What To Expect On The Trail
Machu Picchu isn’t the only Inca site you’ll see when doing the Inca Trail. You’ll pass sites like Q’entimarka (shown above), Sayaqmarka, Phuyupatamarca and Winaywayna, some of which are surprisingly developed and each of which had specific purposes for the Incas. Expect tough yet scenic sections of trekking as well as alternating climates mixed with stops at ruins and historical discussions. For example, along the way our group learned how the Incas survived longer than other cultures. This was mainly due to their ability to predict natural disasters by finding strange seashells not common in Peru. Additionally, we talked about how at first the Incas believed the Spaniards were the gods they had been waiting for and were friendly toward them until they started killing off their people.

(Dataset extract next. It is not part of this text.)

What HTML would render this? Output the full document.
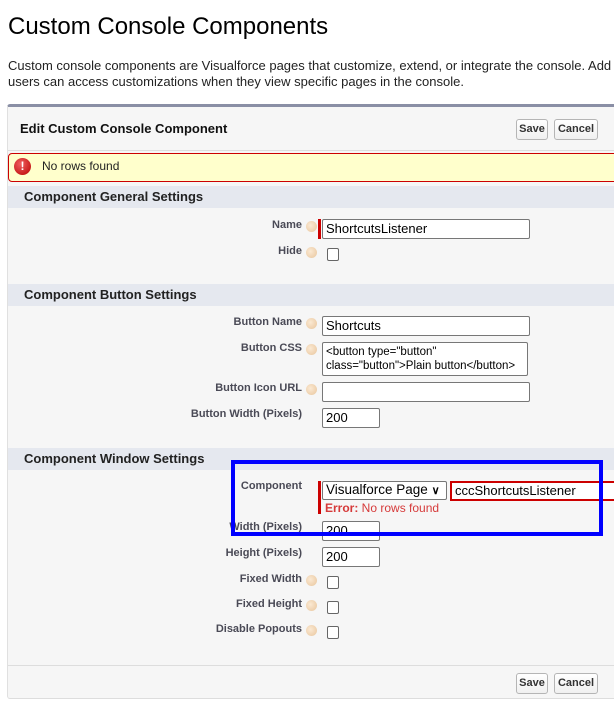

We also discussed the Incas informal language system, which incorporated colored strings, knots and sounds made by shells.
Inca Trail Alternatives
If you didn’t book the Inca Trail early enough to reserve a spot but still want to hike to Machu Pichu, some worthwhile alternatives are the Salkantay Trek, Lares Trek and Ancascocha Trek. These hikes will take you past Inca ruins and beautiful scenery, while also allowing you the sense of accomplishment when you reach Machu Picchu on the final day. Wait until you arrive in Cuzco to book these alternative treks, as you can save more than 50%.